非接触磁気歯車とは
nikkei BPnet の記事(10/29)から。“夢の歯車”非接触磁気歯車装置が本格実用化へ
夢の歯車といわれる非接触磁気歯車装置が、様々な産業機械への採用が拡大している。非接触の磁気歯車という名前から、どんなものか大体想像はつくが、調べてみると意外にもこの記事に出てくる松栄工機のもの以外には、実用化されているものはほとんどないようだ。非接触磁気歯車装置は、東北の機械メーカー松栄工機(宮城県大崎市)が開発した。歯車の歯の代わりに磁力を利用して、動力を伝達する。一般の歯車と違って物理的な接触部分がないため、歯車がかみ合うことにより発生する多くの問題をクリアすることに成功した。松栄工機は、この非接触磁気歯車装置の開発によって、2003年に「みやぎものづくり大賞」の最高賞であるグランプリを受賞。2006年には、その技術力が高く評価され、経済産業省の「元気なモノ作り中小企業300社」の1社にも選定された。

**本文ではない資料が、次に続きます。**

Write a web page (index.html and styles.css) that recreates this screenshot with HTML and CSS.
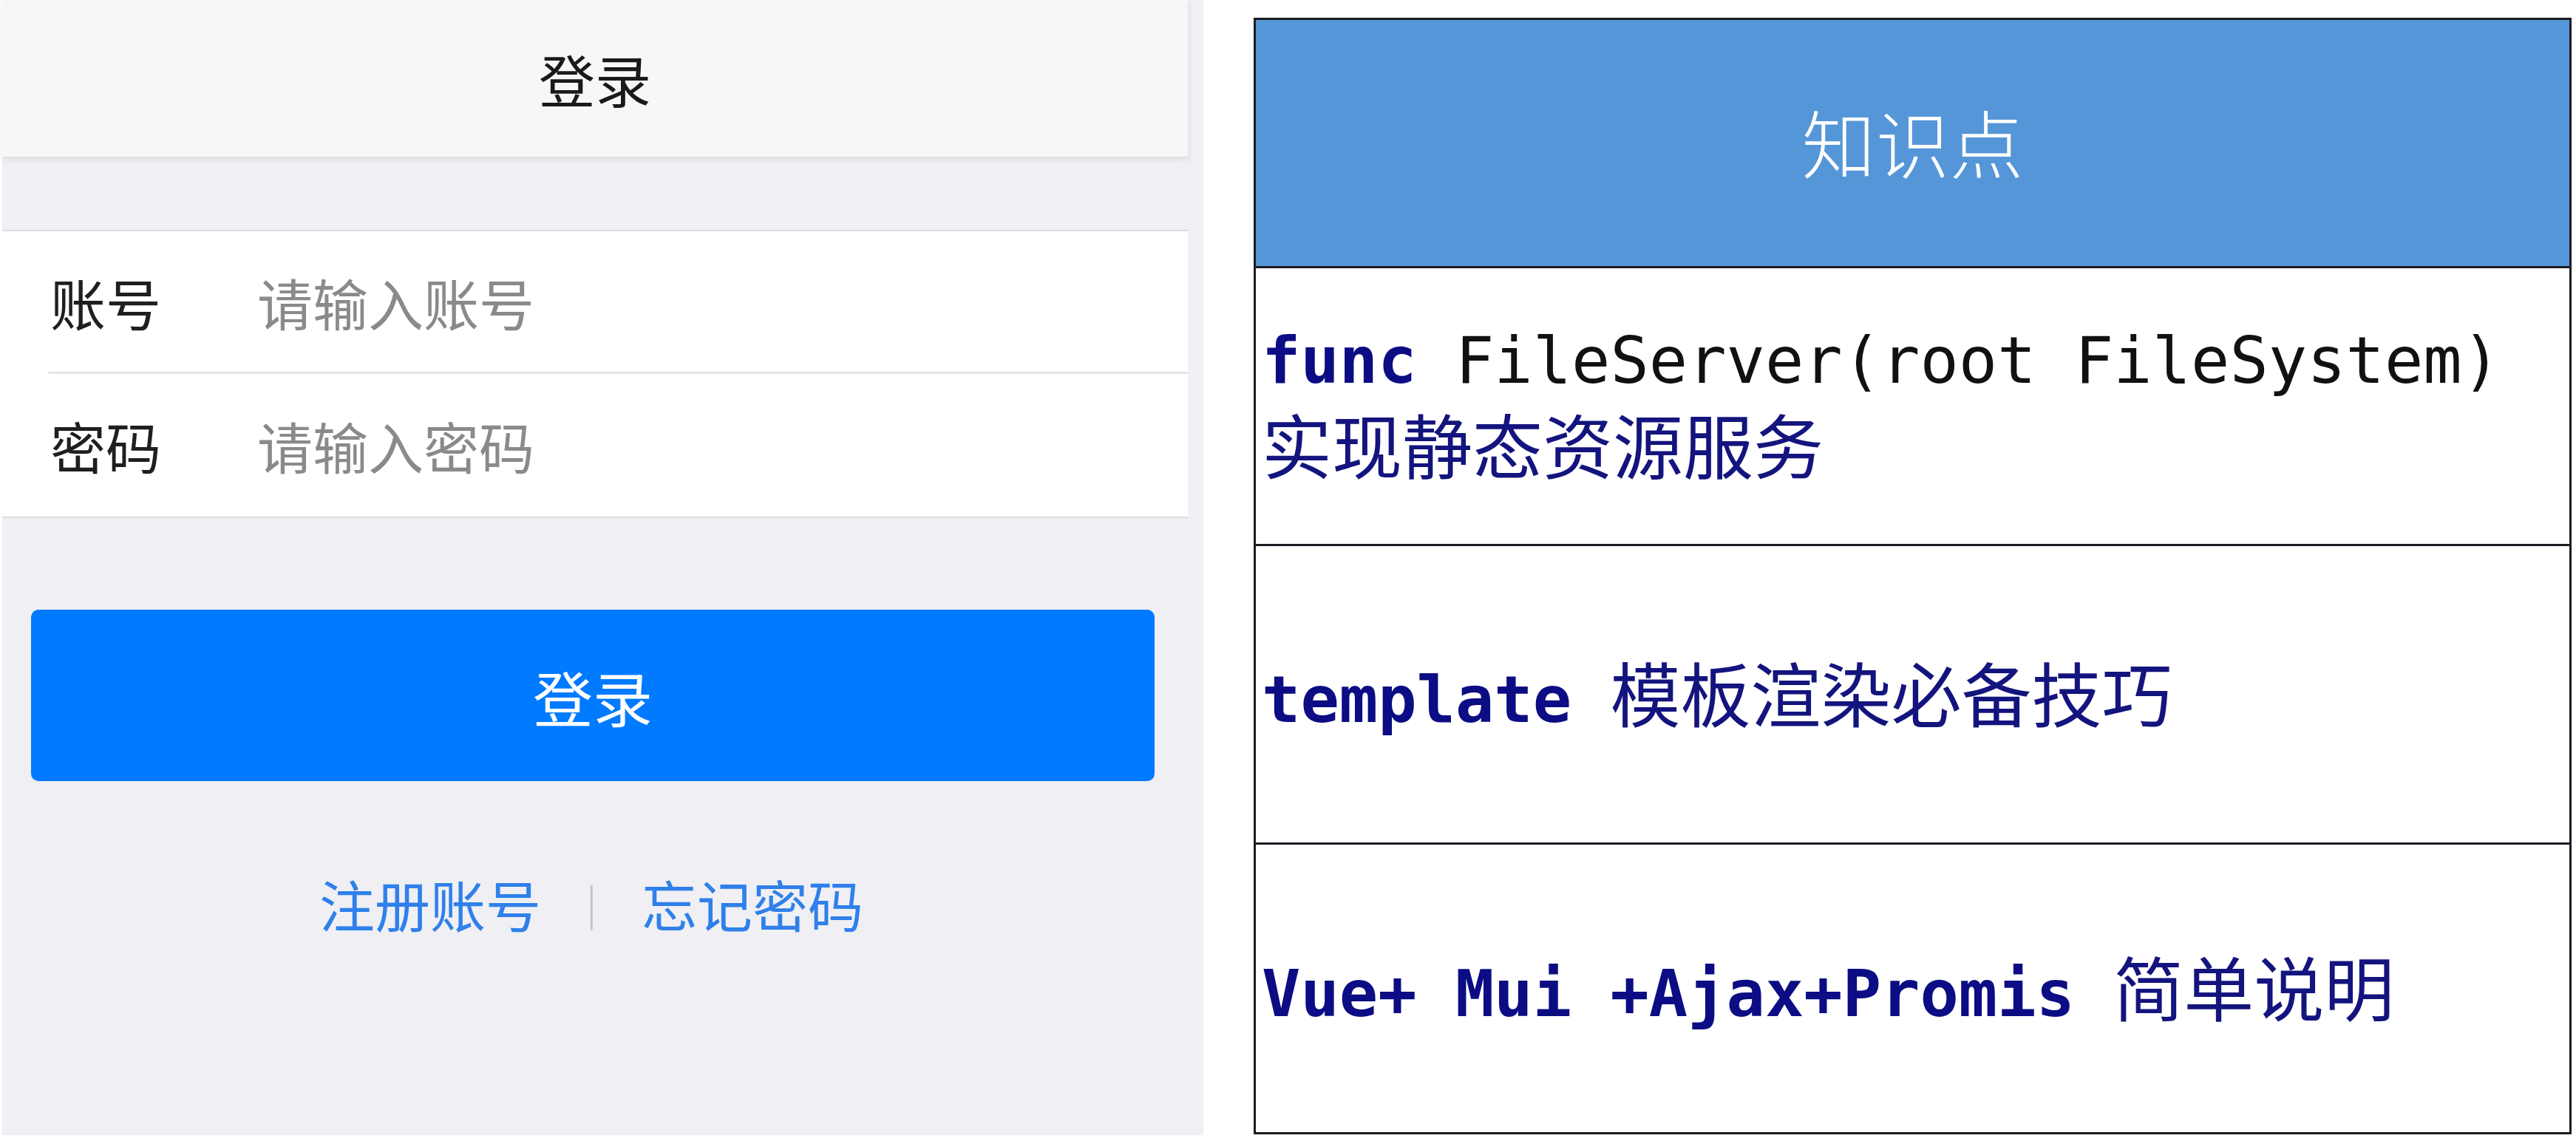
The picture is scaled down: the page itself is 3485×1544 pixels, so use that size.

様々な装置や機械に歯車は使用されているが、非接触磁気歯車装置の摩擦や接触が発生しない特性を生かして、多くの製造現場での応用が期待できる。「過大な力が一気にかかった時にスリップするトルクリミッターの機能に着目して、最初は風力発電の部品として使えるのではと考え、試作品開発をおこないました。その過程で出会ったのが、磁気歯車の研究を長く手がけておられた東北学院大学の鶴本勝夫教授(機械創成学科)でした。先生の研究室で磁気歯車の原型を見せていただき、これだと思いました」(同社R&Dセンター長・操谷欽吾氏)
同社は鶴本教授から基本技術を学び、試行錯誤を繰り返しながら何とか実用化にまでこぎつけた。実用化の過程では、それまで培ってきた金型加工の超微細加工技術が役立った。現在では、カップリング方式による磁気カップリングとマイタ(直交型伝達装置・同速型伝達装置)のほか、変速機能を持つベベル(直交型変速伝達装置)、磁気歯車、磁気式遊星歯車と5種類の非接触動力伝達装置を取りそろえている。
どんな構造のもので、どんなラインナップがあるのかについては、カタログを見るのが一番わかりやすそうだ。最も単純なものは、永久磁石のN極とS極を円周上に交互に並べた円板(歯車?)が2枚向かい合っているような組み合わせで、磁力によって非接触で回転力を伝達できるものだが、円板の径を変えることで変速もできるわけだ。いかにもありそうだが、何故か今まで同様のものがなかったというのは、何か実用化の壁が存在しているのだろうか?
記事に出てくるように、この分野では東北学院大学の鶴本教授が第一人者のようで、研究室の教授紹介には、磁気歯車の開発裏話が書かれている。最初は本人もうまく動くとは思わなかったとのことだが、動力伝達のしくみにもあるように、磁石の配置が独特のアーチ状となっており、どうやらこの磁石の形状や配置が、高効率で円滑な動力伝達が可能となる秘訣なのだろうと思われる。
技術&事業インキュベーション・フォーラムで解説されているように、非接触で、振動や摩耗などがなく、おまけにトリクリミッター機能を有し、さらにステンレスやガラスなどの隔壁を介して動力伝達が可能など、非常にユニークな多くの特長を持っているし、しかも構造はシンプルということで、磁力が悪影響を与えないような状況では相当面白い装置だと思う。 まあ、結局は価格がネックになるのだろうとは思うけど、用途によっては今後かなり使われるようになるのではないだろうか。